You probably wouldn’t expect the agenda of private prison corporations like CCA to carry a whole lot of “free enterprise” street cred. And you’d be right. First of all, the model of “privatization” exemplified by private prison companies, with revenue directly provided by the state or profits guaranteed by the state, is more accurately called “corporatism.” And second, the private gulag industry has a huge vested interest in policies (like Arizona’s “Papers, Please” law, written by CCA’s busy scribblers) that keep as large a share of the population as possible under lockdown.
The private correctional industry, somewhat unusually for “limited government” types, sees the decriminalization of consensual activity as bad for its business model. The GEO Group (formerly Wackenhut) 2011 annual report warned that “demand for our correctional facilities and services” could be reduced by less restrictive drug and immigration law. An industry whose profits depend on America having a larger prison population than Red China — pretty “libertarian,” eh?
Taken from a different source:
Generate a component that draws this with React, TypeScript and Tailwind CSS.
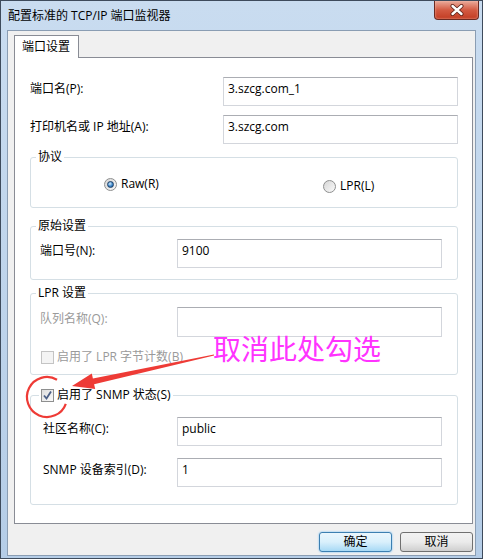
function TextBox({ value, h = "h-[29px]" }: { value?: string; h?: string }) {
  return (
    <div
      className={`${h} flex-1 border border-[#d3d6dc] border-t-[#abadb3] bg-white pl-[4px] pt-[4px] text-[12px] leading-[14px] text-black`}
    >
      {value}
    </div>
  );
}

function CheckBox({ checked, disabled }: { checked?: boolean; disabled?: boolean }) {
  return (
    <span
      className={`flex h-[13px] w-[13px] shrink-0 items-center justify-center border ${
        disabled ? "border-[#c4c4c4] bg-[#f4f4f4]" : "border-[#8e8f8f] bg-linear-to-br from-[#dcdcdc] to-[#fbfbfb]"
      }`}
    >
      {checked && (
        <svg width="11" height="11" viewBox="0 0 11 11">
          <path d="M2 5.5 L4.5 8.5 L9 1.5" fill="none" stroke="#4b5f86" strokeWidth="1.8" />
        </svg>
      )}
    </span>
  );
}

function Radio({ checked }: { checked?: boolean }) {
  return (
    <span className="flex h-[13px] w-[13px] shrink-0 items-center justify-center rounded-full border border-[#8e8f8f] bg-linear-to-br from-[#d6d6d6] to-[#fafafa]">
      {checked && (
        <span className="h-[7px] w-[7px] rounded-full border border-[#1e3f66] bg-[radial-gradient(circle_at_40%_35%,#d6eeff,#3d86c8_55%,#1a4e86)]" />
      )}
    </span>
  );
}

function Legend({ children }: { children: React.ReactNode }) {
  return <legend className="ml-[5px] px-[2px] text-[12px] leading-[14px] text-black">{children}</legend>;
}

function Button({ label, primary }: { label: string; primary?: boolean }) {
  return (
    <div
      className={`flex h-[20px] w-[73px] items-center justify-center rounded-[3px] border text-[12px] leading-[14px] text-black ${
        primary
          ? "border-[#3c7fb1] bg-linear-to-b from-[#eaf6fd] via-[#d9f0fc] to-[#a7d9f5] shadow-[0_0_2px_#5cb6f5]"
          : "border-[#707070] bg-linear-to-b from-[#f2f2f2] via-[#ebebeb] to-[#cfcfcf]"
      }`}
    >
      {label}
    </div>
  );
}

export default function App() {
  return (
    <div className="relative flex h-[559px] w-[483px] flex-col overflow-hidden border border-[#3e4b5c] bg-linear-to-b from-[#c9dcf0] to-[#b5cde7] font-['Open_Sans','Noto_Sans_CJK_SC',sans-serif]">
      {/* title bar */}
      <div className="flex h-[29px] items-start justify-between pl-[7px]">
        <span className="pt-[8px] text-[12px] leading-[14px] text-black">配置标准的 TCP/IP 端口监视器</span>
        <div className="mr-[3px] flex h-[19px] w-[45px] items-center justify-center rounded-b-[4px] border border-t-0 border-[#6b2a22] bg-linear-to-b from-[#e9a99a] via-[#d35a42] to-[#c23b22] shadow-[inset_0_0_2px_#f6c0b0]">
          <svg width="14" height="12" viewBox="0 0 14 12">
            <path d="M2.5 2 L11.5 10 M11.5 2 L2.5 10" stroke="#5a1e14" strokeWidth="4" strokeLinecap="round" />
            <path d="M2.5 2 L11.5 10 M11.5 2 L2.5 10" stroke="#ffffff" strokeWidth="2.4" strokeLinecap="round" />
          </svg>
        </div>
      </div>

      {/* client area */}
      <div className="mx-[6px] mb-[2px] flex flex-1 flex-col border border-[#8a9db3] bg-[#f0f0f0] pl-[6px] pt-[4px]">
        <div className="relative z-10 -mb-px flex h-[23px] w-[65px] border border-b-0 border-[#898c95] bg-white pl-[7px] pt-[4px] text-[12px] leading-[14px] text-black">
          端口设置
        </div>
        <div className="flex h-[467px] w-[459px] flex-col border border-[#898c95] bg-white pl-[15px] pr-[14px] pt-[19px] text-[12px] leading-[14px] text-black">
          <div className="flex items-start">
            <div className="w-[193px] pt-[5px]">端口名(P):</div>
            <TextBox value="3.szcg.com_1" />
          </div>
          <div className="mt-[9px] flex items-start">
            <div className="w-[193px] pt-[5px]">打印机名或 IP 地址(A):</div>
            <TextBox value="3.szcg.com" />
          </div>

          <fieldset className="mt-[6px] h-[58px] rounded-[3px] border border-[#d5dfe5]">
            <Legend>协议</Legend>
            <div className="mt-[12px] flex h-[16px] items-center pl-[73px]">
              <div className="flex w-[219px] items-center gap-[4px]">
                <Radio checked />
                <span>Raw(R)</span>
              </div>
              <div className="mt-[4px] flex items-center gap-[4px]">
                <Radio />
                <span>LPR(L)</span>
              </div>
            </div>
          </fieldset>

          <fieldset className="mt-[11px] h-[61px] rounded-[3px] border border-[#d5dfe5]">
            <Legend>原始设置</Legend>
            <div className="mt-[6px] flex items-start pl-[9px] pr-[15px]">
              <div className="w-[137px] pt-[5px]">端口号(N):</div>
              <TextBox value="9100" />
            </div>
          </fieldset>

          <fieldset className="mt-[6px] h-[89px] rounded-[3px] border border-[#d5dfe5]">
            <Legend>LPR 设置</Legend>
            <div className="mt-[7px] flex items-start pl-[9px] pr-[15px]">
              <div className="w-[137px] pt-[5px] text-[#9a9a9a]">队列名称(Q):</div>
              <TextBox h="h-[30px]" />
            </div>
            <div className="mt-[13px] flex h-[14px] items-center gap-[3px] pl-[10px] text-[#9a9a9a]">
              <CheckBox disabled />
              <span>启用了 LPR 字节计数(B)</span>
            </div>
          </fieldset>

          <fieldset className="mt-[13px] h-[117px] rounded-[3px] border border-[#d5dfe5]">
            <legend className="ml-[8px] flex h-[14px] items-center gap-[3px] px-[2px] text-[12px] leading-[14px]">
              <CheckBox checked />
              <span>启用了 SNMP 状态(S)</span>
            </legend>
            <div className="mt-[15px] flex items-start pl-[12px] pr-[15px]">
              <div className="w-[134px] pt-[5px]">社区名称(C):</div>
              <TextBox value="public" />
            </div>
            <div className="mt-[12px] flex items-start pl-[12px] pr-[15px]">
              <div className="w-[134px] pt-[5px]">SNMP 设备索引(D):</div>
              <TextBox value="1" />
            </div>
          </fieldset>
        </div>

        <div className="mt-[8px] flex w-[459px] justify-end gap-[8px]">
          <Button label="确定" primary />
          <Button label="取消" />
        </div>
      </div>

      {/* annotation overlay */}
      <svg className="pointer-events-none absolute left-[-1px] top-[-1px]" width="483" height="559" viewBox="0 0 483 559">
        <polygon
          points="213.9,354.4 92.9,378.4 91.8,373.5 72,386 95.2,389.1 94.1,384.2 214.1,355.6"
          fill="#ee3b36"
        />
        <path d="M 65.8 403.8 A 20 20 0 1 1 57 379.7" fill="none" stroke="#ee3b36" strokeWidth="2.2" />
      </svg>
      <span className="pointer-events-none absolute left-[212px] top-[333px] text-[28px] leading-none text-[#ff33ff] font-['Noto_Sans_CJK_SC',sans-serif]">
        取消此处勾选
      </span>
    </div>
  );
}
Another major item in the ALEC agenda is so-called “tort reform.” Now, most libertarians favor replacing the regulatory state with a vigorous system of tort law. The most effective way to punish pollution and other forms of corporate malfeasance is to make wrongdoers pay full civil damages for the harm they caused. The “loser pays” rule, the centerpiece of virtually every so-called reform package, would cripple any such system of civil liability by making civil action insupportably risky for all but the very rich.
Adam Smith, writing almost 240 years ago, could teach these modern-day “libertarians” a thing or two: “Men of the same trade seldom meet together” — let alone go hunting with Dick Cheney and Antonin Scalia — “but that it ends in a conspiracy against the public.”
ALEC’s proposals represent “free enterprise” in much the same way that a chain gang from one of their “private” prisons represents “free assembly.”